In the meantime teachers are utilizing all of the tools made available to them to keep students invested and engaged with virtual learning when at home. Teachers use a program called Screencastify to record their lessons for virtual students.

“I don’t know that (virtual learning) is great for the student’s mindsets because it’s hard to focus at home. That’s been hard for them, to get the motivation to do stuff at home,” EHS math teacher Rylee Baxter said. “As far as teaching goes, it’s good that when they’re watching a video they can rewind and go back to certain parts or fast forward.
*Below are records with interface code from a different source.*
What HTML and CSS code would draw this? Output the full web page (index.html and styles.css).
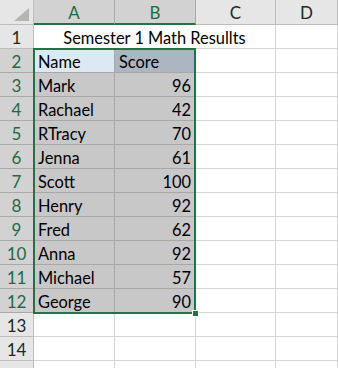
FILE: index.html
```html
<!DOCTYPE html>
<html lang="en">
<head>
    <meta charset="UTF-8">
    <meta name="viewport" content="width=device-width, initial-scale=1.0">
    <title>Semester 1 Math Results</title>
    <link rel="stylesheet" href="styles.css">
</head>
<body>
    <div class="sheet">
        <!-- column headers -->
        <div class="corner"><span class="corner-tri"></span></div>
        <div class="col-head sel">A</div>
        <div class="col-head sel">B</div>
        <div class="col-head">C</div>
        <div class="col-head">D</div>

        <!-- row 1: merged title -->
        <div class="row-head">1</div>
        <div class="cell title">Semester 1 Math Resullts</div>
        <div class="cell"></div>

        <div class="row-head sel">2</div>
        <div class="cell sel name-head">Name</div>
        <div class="cell sel score-head">Score</div>
        <div class="cell"></div>
        <div class="cell"></div>

        <div class="row-head sel">3</div>
        <div class="cell sel">Mark</div>
        <div class="cell sel num">96</div>
        <div class="cell"></div>
        <div class="cell"></div>

        <div class="row-head sel">4</div>
        <div class="cell sel">Rachael</div>
        <div class="cell sel num">42</div>
        <div class="cell"></div>
        <div class="cell"></div>

        <div class="row-head sel">5</div>
        <div class="cell sel">RTracy</div>
        <div class="cell sel num">70</div>
        <div class="cell"></div>
        <div class="cell"></div>

        <div class="row-head sel">6</div>
        <div class="cell sel">Jenna</div>
        <div class="cell sel num">61</div>
        <div class="cell"></div>
        <div class="cell"></div>

        <div class="row-head sel">7</div>
        <div class="cell sel">Scott</div>
        <div class="cell sel num">100</div>
        <div class="cell"></div>
        <div class="cell"></div>

        <div class="row-head sel">8</div>
        <div class="cell sel">Henry</div>
        <div class="cell sel num">92</div>
        <div class="cell"></div>
        <div class="cell"></div>

        <div class="row-head sel">9</div>
        <div class="cell sel">Fred</div>
        <div class="cell sel num">62</div>
        <div class="cell"></div>
        <div class="cell"></div>

        <div class="row-head sel">10</div>
        <div class="cell sel">Anna</div>
        <div class="cell sel num">92</div>
        <div class="cell"></div>
        <div class="cell"></div>

        <div class="row-head sel">11</div>
        <div class="cell sel">Michael</div>
        <div class="cell sel num">57</div>
        <div class="cell"></div>
        <div class="cell"></div>

        <div class="row-head sel">12</div>
        <div class="cell sel">George</div>
        <div class="cell sel num">90</div>
        <div class="cell"></div>
        <div class="cell"></div>

        <div class="row-head">13</div>
        <div class="cell"></div>
        <div class="cell"></div>
        <div class="cell"></div>
        <div class="cell"></div>

        <div class="row-head">14</div>
        <div class="cell"></div>
        <div class="cell"></div>
        <div class="cell"></div>
        <div class="cell"></div>

        <!-- next row peeks in at the bottom edge -->
        <div class="row-head"></div>
        <div class="cell"></div>
        <div class="cell"></div>
        <div class="cell"></div>
        <div class="cell"></div>

        <!-- active range outline A2:B12 -->
        <div class="selection"><span class="fill-handle"></span></div>
    </div>
</body>
</html>
```

FILE: styles.css
```css
* {
    box-sizing: border-box;
    margin: 0;
    padding: 0;
}

body {
    background: #ffffff;
    font-family: Lato, 'Open Sans', sans-serif;
    font-size: 16.4px;
    color: #000000;
    overflow: hidden;
}

.sheet {
    position: relative;
    display: grid;
    grid-template-columns: 34px 81px 81px 80px 1fr;
    grid-template-rows: 25px repeat(15, 24px);
}

.corner {
    position: relative;
    background: #e6e6e6;
    border-right: 1px solid #bdbdbd;
    border-bottom: 1px solid #bdbdbd;
}

.corner-tri {
    position: absolute;
    right: 4px;
    bottom: 3px;
    width: 0;
    height: 0;
    border-left: 15px solid transparent;
    border-bottom: 13px solid #b5b5b5;
}

.col-head {
    background: #e6e6e6;
    border-right: 1px solid #bdbdbd;
    border-bottom: 1px solid #bdbdbd;
    display: flex;
    align-items: center;
    justify-content: center;
    padding-top: 1px;
    font-size: 17px;
    color: #262626;
}

.col-head.sel {
    background: #d2d2d2;
    color: #1e6b40;
    border-bottom: 2px solid #217346;
    border-right-color: #a9a9a9;
}

.row-head {
    background: #e6e6e6;
    border-right: 1px solid #bdbdbd;
    border-bottom: 1px solid #bdbdbd;
    display: flex;
    align-items: center;
    justify-content: center;
    padding-top: 2px;
    font-size: 17px;
    color: #262626;
}

.row-head.sel {
    background: #d2d2d2;
    color: #1e6b40;
    border-bottom-color: #a9a9a9;
}

.cell {
    border-right: 1px solid #d4d4d4;
    border-bottom: 1px solid #d4d4d4;
    padding: 2px 4px 0;
    display: flex;
    align-items: center;
    white-space: nowrap;
}

.cell.title {
    grid-column: span 3;
    justify-content: center;
}

.cell.sel {
    background: #c8c8c8;
    border-right-color: #a8a8a8;
    border-bottom-color: #a8a8a8;
}

.cell.name-head {
    background: #dce9f5;
}

.cell.score-head {
    background: #abb6c2;
}

.cell.num {
    justify-content: flex-end;
}

/* outline drawn over A2:B12 */
.selection {
    position: absolute;
    left: 33px;
    top: 48px;
    width: 163px;
    height: 266px;
    border: 2px solid #217346;
    pointer-events: none;
}

.fill-handle {
    position: absolute;
    right: -5px;
    bottom: -5px;
    width: 7px;
    height: 7px;
    background: #217346;
    border: 1px solid #ffffff;
}
```
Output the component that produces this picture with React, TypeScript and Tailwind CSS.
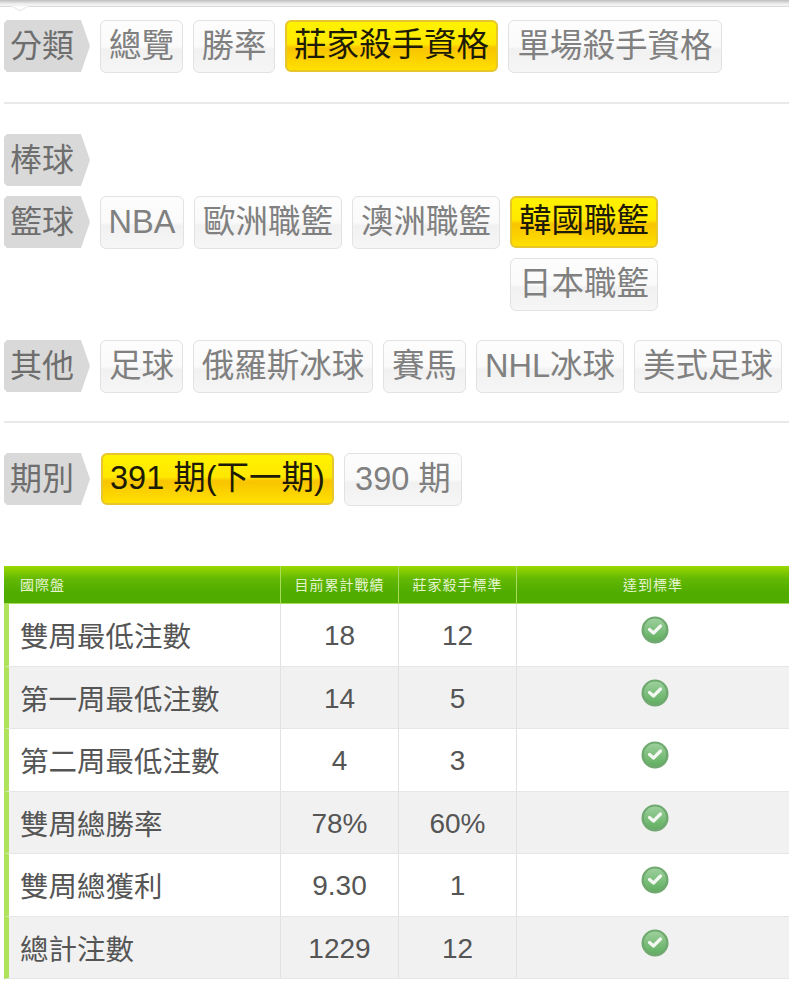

I’ve had a few (students) that said they enjoy going at their own pace.”

The blended schedule for in-person students has also afforded teachers time on Fridays – as all students are distance-learners on Fridays – to do video chats with students so that they can ask questions and interact with teachers.

Also, the blended schedule has allowed for teachers to much more easily distance students in the classroom. The smaller class sizes also have other positive side effects.

“We’re not even within arm’s length of each other now,” Baxter said. “So, it’s much easier to sanitize and distance.

“I love the small group setting. They get a lot more help now instead of just a big group where you may get hidden in the back. It’s also been better for health purposes so that we aren’t sending everyone home if one person gets sick.”

With Schoology, the program allows teachers to see when and how long a student logged into the program each session. Google Classroom doesn’t have that function but teachers are getting creative with ways to have students check-in on the program.

“We haven’t mandated it but we have shown teachers how they can arrange check-ins via Google Form,” Osterhoudt said. “You have to be a little more creative with it but if you imbed information in the lessons you can hold the kids responsible.

“This was actually suggested by a teacher, that they would have a magic question for the check-in. Whatever the answer was would be imbedded in the lesson for that day. So, the students would have to be engaged with that lesson in order to be able to provide the answer for the check-in.”

Teachers are also using the Remind App more often to communicate with students. Students are able to send teachers messages through the app about classwork or questions about assignments and the teachers can respond from there. Edgar said that communication has been very important while trying to work through the virtual teaching part of the blended schedule and full-time virtual students.

“I’m trying to send out remind messages much more than I used to, to make sure that they are staying on and communicating with administrators and counselors about virtual students,” Edgar said. “I had one student that really wasn’t doing a whole lot but after some communication – I emailed and didn’t get a response but we got more of a response with calls – we got them a little more motivated.”

Baxter said the most important thing to her is just trying to ensure that students are receiving the best learning experience possible while at home.

“We’re trying to give them the same type of education as in the classroom,” Baxter said. “I post the same videos of lessons I teach in class, they get the same work sheets and they get the same practice problems that are done in class. They’re also part of the Remind (App) so they can send me any questions they have and I can message them back.”

Osterhoudt said that time management is something that remains an obstacle for students while learning from home.

“I think there are a lot of students that are doing well as far as the course work is concerned but the time management is a conflict sometimes,” she said. “Understanding that just because I’m not at school doesn’t mean that I shouldn’t be working on something.

“I don’t think it’s a huge negative shift, I just think it’s going to take some time and accountability and support. I think our staff has been very proactive in communicating with the kids.”

One unintended side effect of virtual learning will be a positive one, Osterhoudt said.

“I think a benefit to all of this – and no one would want it to come about this way – is we are preparing kids in a more real way for post secondary education,” Osterhoudt said. “For example, my daughter started at UAB just last week and with the shifts we’ve made since last spring she was able to go in with confidence knowing that she could handle her virtual classes and her hybrid classes and she knows how to manage her time better.

“The circumstances are unfortunate but I think that is one of those positive outcomes for our students.”

Osterhoudt said that it has made her proud to see the effort and work EHS teachers have been willing to put in to make this school year work.

“I’m just grateful to be in a system and work with people who really, at the end of the day and after everything they’ve been through and challenges they’ve faced, just want to do what’s best for these kids,” Osterhoudt said. “It is a privilege to be here and see it up close and personal and I don’t know how often the public gets to see that side of things and so I’m just grateful for that.”